◆ **WHAT YOU NEED TO DO**:
Look for "with" in the listing below. Gather each line that contains it.

# EXERCISE MATERIALS start

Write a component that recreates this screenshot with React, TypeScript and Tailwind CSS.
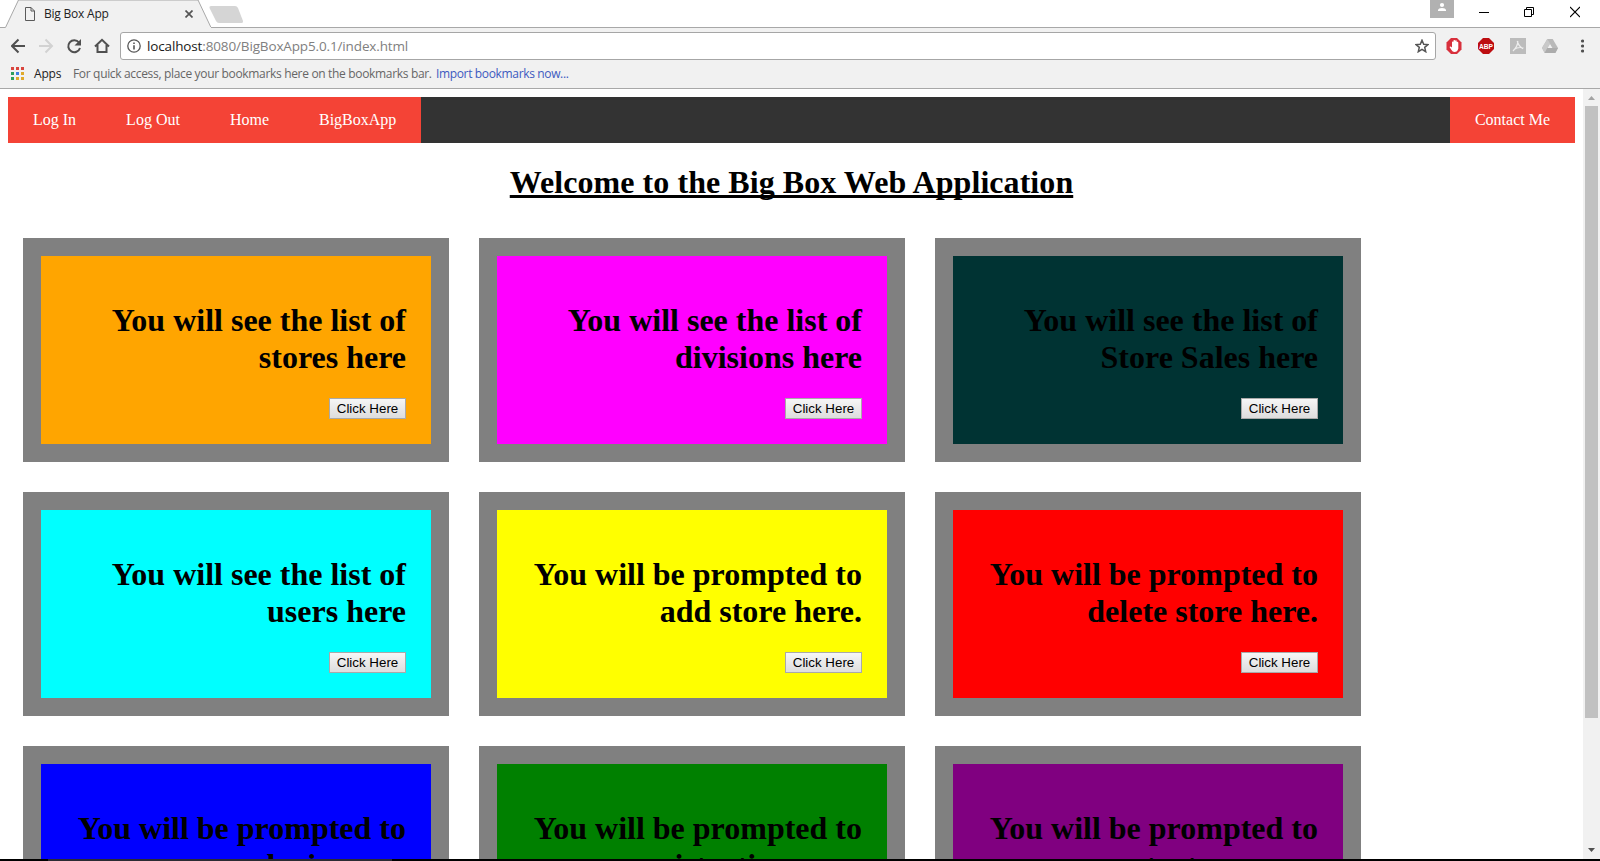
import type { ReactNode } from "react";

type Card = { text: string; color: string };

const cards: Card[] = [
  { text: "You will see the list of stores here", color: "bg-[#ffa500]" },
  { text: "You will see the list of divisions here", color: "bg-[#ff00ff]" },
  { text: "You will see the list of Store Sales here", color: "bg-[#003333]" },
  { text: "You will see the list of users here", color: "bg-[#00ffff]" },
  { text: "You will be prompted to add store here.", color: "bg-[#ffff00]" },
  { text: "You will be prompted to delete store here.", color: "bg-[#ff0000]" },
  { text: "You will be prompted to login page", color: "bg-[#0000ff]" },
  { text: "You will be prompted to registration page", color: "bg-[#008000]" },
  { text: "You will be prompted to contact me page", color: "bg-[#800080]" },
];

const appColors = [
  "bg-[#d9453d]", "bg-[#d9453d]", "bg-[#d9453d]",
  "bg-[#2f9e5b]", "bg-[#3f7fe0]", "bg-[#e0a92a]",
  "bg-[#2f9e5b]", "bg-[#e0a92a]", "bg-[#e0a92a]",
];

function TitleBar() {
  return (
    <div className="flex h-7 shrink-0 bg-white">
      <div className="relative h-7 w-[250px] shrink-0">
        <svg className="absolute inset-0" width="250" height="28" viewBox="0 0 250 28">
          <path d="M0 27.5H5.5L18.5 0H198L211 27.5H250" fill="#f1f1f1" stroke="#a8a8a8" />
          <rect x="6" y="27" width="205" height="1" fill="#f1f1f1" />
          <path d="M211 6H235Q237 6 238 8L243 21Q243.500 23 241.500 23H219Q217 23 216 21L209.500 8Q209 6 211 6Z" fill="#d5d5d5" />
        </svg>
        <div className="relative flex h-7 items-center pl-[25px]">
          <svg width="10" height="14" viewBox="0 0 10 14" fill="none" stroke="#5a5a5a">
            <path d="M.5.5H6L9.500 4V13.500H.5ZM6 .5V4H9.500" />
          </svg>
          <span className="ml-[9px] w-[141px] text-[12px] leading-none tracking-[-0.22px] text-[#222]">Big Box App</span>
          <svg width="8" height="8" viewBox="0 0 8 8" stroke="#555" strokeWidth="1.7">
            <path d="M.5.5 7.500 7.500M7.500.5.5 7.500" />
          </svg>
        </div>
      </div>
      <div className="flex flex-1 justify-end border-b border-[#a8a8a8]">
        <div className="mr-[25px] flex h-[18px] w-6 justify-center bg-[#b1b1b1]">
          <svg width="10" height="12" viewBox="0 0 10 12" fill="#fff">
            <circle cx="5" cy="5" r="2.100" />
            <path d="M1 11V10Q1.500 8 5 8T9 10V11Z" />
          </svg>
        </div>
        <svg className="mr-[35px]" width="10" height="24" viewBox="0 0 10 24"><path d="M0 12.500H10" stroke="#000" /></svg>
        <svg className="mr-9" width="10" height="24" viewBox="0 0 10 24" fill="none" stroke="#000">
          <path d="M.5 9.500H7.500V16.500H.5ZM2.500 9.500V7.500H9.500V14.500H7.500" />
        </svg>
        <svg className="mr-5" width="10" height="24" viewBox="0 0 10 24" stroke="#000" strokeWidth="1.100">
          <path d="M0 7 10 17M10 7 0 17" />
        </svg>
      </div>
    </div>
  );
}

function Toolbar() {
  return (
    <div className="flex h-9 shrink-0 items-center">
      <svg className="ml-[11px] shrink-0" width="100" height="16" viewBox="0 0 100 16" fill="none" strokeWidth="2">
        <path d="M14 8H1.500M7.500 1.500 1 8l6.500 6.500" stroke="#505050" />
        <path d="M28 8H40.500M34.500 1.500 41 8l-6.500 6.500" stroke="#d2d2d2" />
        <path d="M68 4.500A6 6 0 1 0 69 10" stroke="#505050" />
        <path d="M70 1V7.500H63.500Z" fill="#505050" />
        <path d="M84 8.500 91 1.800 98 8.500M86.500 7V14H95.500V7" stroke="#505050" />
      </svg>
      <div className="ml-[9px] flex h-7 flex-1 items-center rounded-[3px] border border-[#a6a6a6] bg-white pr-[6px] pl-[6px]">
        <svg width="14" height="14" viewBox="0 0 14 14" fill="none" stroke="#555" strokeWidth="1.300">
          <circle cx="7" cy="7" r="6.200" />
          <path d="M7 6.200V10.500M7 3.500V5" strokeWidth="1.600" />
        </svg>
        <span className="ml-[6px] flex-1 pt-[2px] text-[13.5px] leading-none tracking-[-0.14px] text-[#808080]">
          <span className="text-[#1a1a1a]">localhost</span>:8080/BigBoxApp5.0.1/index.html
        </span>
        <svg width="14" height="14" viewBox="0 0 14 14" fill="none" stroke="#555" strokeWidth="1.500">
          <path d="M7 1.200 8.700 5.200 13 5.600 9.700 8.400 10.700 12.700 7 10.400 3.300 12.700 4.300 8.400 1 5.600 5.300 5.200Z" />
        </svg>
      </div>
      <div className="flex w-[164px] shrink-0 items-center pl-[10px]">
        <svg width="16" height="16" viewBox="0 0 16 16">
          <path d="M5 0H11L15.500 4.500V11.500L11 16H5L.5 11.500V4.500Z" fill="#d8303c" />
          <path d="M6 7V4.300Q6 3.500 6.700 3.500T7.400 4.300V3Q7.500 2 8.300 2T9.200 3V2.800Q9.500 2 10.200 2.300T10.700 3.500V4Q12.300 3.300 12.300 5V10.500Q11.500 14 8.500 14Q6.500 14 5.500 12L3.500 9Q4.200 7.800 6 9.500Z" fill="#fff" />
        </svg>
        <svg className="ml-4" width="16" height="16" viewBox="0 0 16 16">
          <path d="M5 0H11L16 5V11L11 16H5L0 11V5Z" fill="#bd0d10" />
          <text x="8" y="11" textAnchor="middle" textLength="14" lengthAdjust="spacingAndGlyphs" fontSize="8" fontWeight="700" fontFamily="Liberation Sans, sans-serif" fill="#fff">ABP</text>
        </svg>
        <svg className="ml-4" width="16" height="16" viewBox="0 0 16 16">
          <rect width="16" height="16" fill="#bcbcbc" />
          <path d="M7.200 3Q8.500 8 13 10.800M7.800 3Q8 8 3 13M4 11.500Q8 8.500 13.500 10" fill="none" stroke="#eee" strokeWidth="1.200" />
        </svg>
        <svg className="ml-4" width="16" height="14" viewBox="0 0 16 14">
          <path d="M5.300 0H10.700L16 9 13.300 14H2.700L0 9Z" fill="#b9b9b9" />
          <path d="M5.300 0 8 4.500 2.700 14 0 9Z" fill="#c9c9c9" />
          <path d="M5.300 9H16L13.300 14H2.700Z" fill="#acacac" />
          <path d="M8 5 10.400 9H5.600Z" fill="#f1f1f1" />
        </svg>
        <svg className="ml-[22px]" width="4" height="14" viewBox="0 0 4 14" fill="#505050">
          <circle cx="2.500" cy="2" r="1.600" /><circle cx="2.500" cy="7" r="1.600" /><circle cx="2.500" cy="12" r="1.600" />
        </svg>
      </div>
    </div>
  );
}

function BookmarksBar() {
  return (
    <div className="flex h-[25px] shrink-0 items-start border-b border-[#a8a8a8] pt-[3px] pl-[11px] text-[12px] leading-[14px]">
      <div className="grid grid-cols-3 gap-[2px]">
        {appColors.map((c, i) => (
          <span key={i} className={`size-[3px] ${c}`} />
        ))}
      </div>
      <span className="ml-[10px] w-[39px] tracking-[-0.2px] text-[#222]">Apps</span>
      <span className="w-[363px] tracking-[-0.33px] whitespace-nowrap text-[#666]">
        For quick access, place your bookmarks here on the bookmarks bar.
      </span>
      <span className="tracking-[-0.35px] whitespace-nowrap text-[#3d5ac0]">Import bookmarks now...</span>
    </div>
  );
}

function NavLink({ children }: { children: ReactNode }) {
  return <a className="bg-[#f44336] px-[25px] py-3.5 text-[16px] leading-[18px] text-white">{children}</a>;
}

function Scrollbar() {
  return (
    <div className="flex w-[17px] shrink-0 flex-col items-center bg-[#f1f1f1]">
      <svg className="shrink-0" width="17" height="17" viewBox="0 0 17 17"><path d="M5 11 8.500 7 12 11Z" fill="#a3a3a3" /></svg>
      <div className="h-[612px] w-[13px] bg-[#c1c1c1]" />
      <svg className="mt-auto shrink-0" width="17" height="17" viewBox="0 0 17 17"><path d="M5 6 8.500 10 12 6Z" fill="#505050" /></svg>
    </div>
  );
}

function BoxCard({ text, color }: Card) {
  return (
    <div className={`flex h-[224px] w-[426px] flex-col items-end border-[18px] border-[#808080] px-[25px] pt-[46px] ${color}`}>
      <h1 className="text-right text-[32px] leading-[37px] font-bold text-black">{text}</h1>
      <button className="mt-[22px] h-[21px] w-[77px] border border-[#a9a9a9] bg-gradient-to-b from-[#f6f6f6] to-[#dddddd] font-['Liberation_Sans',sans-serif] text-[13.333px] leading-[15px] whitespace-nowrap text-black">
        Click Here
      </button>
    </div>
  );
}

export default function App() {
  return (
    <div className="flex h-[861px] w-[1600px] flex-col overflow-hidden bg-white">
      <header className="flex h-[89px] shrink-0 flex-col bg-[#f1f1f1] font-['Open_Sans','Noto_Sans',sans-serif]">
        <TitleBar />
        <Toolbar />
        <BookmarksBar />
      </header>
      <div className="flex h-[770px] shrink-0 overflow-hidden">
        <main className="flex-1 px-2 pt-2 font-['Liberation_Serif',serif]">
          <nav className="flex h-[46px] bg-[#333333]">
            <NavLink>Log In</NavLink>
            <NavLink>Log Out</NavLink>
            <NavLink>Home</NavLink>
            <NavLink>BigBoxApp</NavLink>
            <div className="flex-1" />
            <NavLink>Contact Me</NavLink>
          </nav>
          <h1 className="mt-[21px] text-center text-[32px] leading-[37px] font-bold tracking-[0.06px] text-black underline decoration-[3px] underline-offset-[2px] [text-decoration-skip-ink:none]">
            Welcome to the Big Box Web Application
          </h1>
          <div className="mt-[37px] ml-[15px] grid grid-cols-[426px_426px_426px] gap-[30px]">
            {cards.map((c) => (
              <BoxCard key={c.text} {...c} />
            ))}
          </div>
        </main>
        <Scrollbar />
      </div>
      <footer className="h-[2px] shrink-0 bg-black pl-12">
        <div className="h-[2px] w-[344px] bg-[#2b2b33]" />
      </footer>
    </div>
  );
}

# EXERCISE MATERIALS end
# EXERCISE MATERIALS start

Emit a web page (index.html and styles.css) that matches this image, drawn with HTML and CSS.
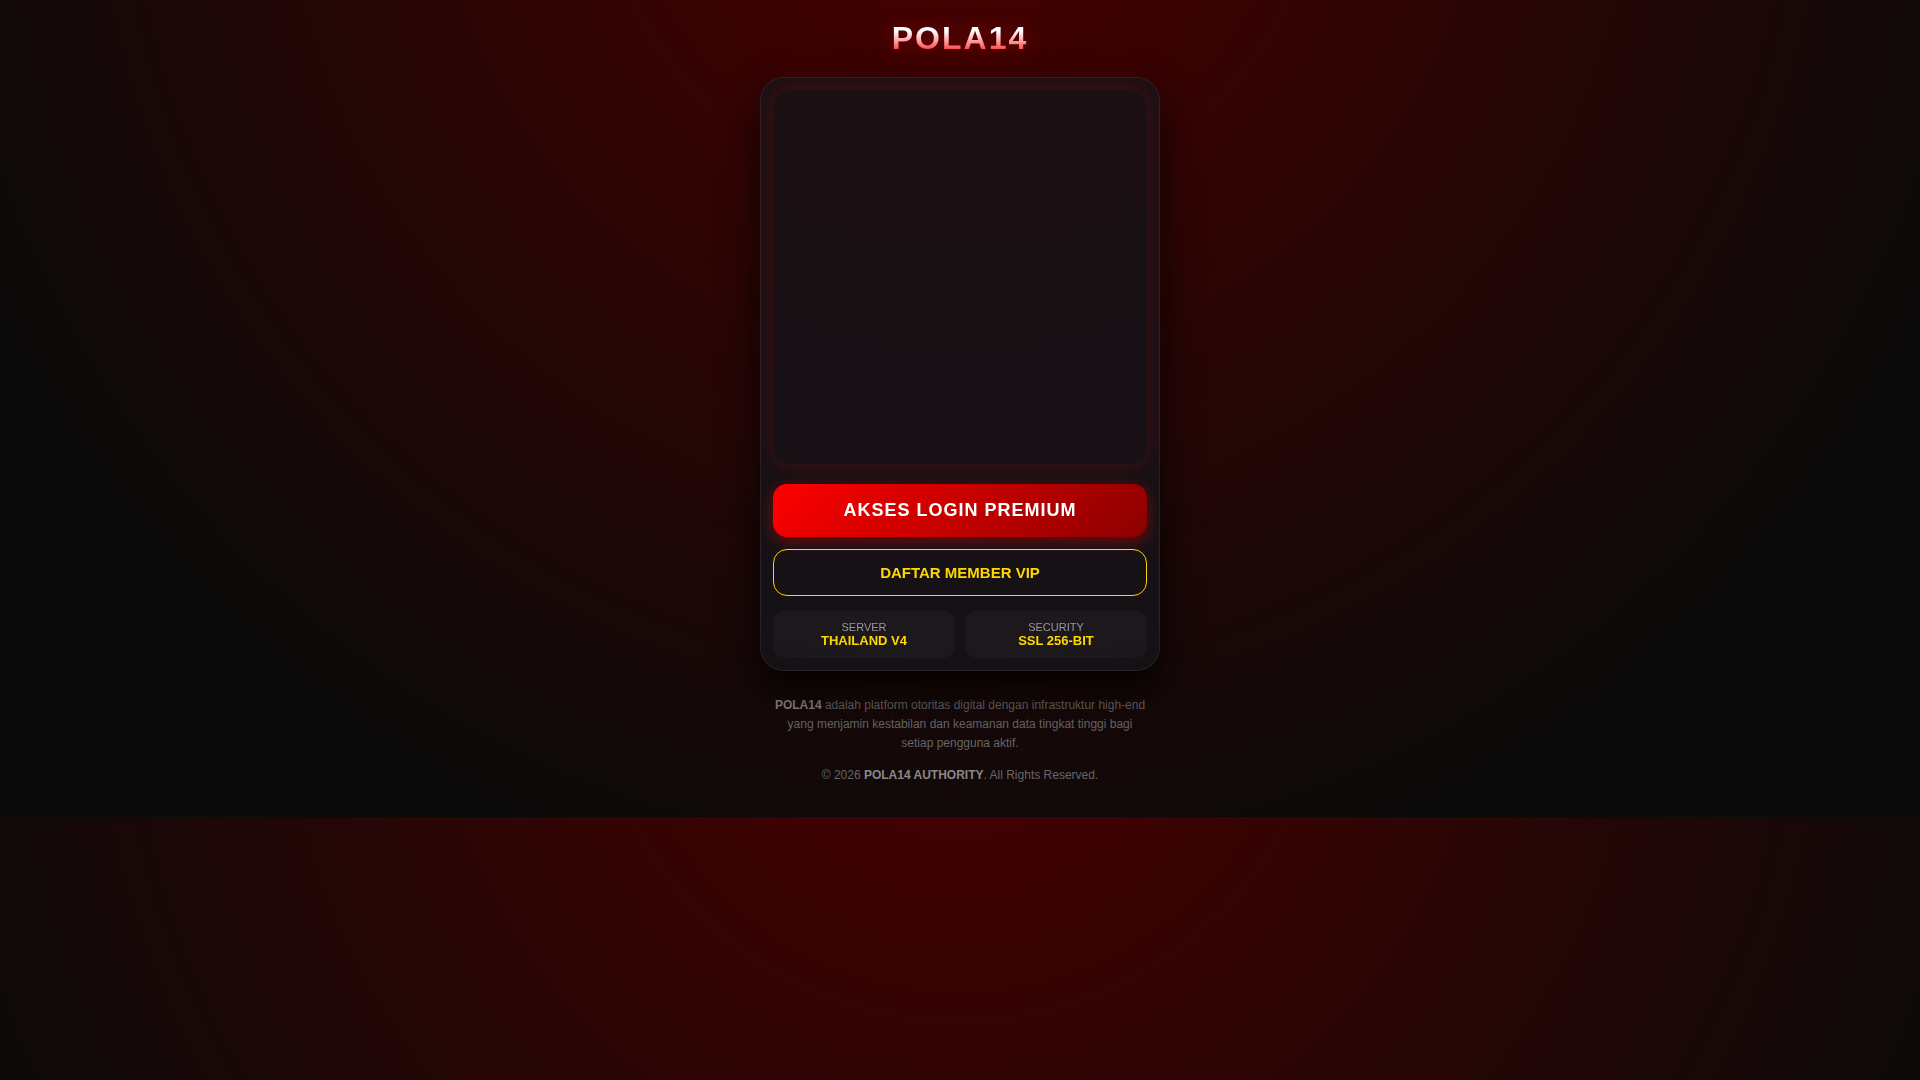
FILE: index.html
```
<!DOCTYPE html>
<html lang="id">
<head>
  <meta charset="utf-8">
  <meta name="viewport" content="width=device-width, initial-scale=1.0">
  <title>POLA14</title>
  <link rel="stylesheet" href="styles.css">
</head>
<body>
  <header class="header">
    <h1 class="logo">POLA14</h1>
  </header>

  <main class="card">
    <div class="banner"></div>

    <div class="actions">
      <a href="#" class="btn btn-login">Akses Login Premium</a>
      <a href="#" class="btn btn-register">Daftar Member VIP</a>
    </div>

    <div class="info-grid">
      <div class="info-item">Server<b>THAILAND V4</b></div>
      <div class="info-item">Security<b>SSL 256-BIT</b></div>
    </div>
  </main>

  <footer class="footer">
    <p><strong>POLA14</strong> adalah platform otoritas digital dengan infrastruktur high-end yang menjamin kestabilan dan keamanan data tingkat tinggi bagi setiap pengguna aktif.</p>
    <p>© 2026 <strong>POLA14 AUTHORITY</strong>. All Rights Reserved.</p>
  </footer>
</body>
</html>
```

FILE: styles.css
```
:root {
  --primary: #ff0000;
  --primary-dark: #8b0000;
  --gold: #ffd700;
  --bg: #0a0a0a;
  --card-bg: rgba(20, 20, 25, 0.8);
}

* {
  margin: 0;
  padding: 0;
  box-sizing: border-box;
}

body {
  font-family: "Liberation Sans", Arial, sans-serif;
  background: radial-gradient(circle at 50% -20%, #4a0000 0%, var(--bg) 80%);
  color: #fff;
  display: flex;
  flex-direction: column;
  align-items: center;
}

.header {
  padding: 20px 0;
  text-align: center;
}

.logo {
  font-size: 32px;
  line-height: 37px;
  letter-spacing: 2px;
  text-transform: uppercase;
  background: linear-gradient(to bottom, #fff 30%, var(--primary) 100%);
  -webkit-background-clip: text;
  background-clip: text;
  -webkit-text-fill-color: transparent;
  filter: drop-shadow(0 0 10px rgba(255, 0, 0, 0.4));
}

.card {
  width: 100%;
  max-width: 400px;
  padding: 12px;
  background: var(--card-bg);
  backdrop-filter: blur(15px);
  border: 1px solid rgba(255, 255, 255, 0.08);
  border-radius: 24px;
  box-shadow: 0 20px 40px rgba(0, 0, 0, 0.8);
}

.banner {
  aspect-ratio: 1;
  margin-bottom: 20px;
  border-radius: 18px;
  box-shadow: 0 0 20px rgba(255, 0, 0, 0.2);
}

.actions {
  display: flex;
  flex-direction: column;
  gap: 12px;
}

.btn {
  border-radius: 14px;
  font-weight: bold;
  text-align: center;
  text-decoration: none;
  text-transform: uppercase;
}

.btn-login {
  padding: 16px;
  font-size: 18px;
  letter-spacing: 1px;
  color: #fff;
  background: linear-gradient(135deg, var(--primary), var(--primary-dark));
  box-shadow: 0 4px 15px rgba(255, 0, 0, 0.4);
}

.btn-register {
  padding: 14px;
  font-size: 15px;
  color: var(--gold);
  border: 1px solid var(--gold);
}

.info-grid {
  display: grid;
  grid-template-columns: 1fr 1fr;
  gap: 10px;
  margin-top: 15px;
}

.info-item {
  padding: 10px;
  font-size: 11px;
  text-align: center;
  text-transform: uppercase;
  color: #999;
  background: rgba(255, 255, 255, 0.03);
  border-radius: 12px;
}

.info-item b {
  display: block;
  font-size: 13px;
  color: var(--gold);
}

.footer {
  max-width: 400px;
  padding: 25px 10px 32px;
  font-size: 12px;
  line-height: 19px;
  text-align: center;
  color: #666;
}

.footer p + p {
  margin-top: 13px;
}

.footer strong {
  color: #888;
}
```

# EXERCISE MATERIALS end

◆ **SOLUTION TO THE PROBLEM**:
Write a component that recreates this screenshot with React, TypeScript and Tailwind CSS.
Emit a web page (index.html and styles.css) that matches this image, drawn with HTML and CSS.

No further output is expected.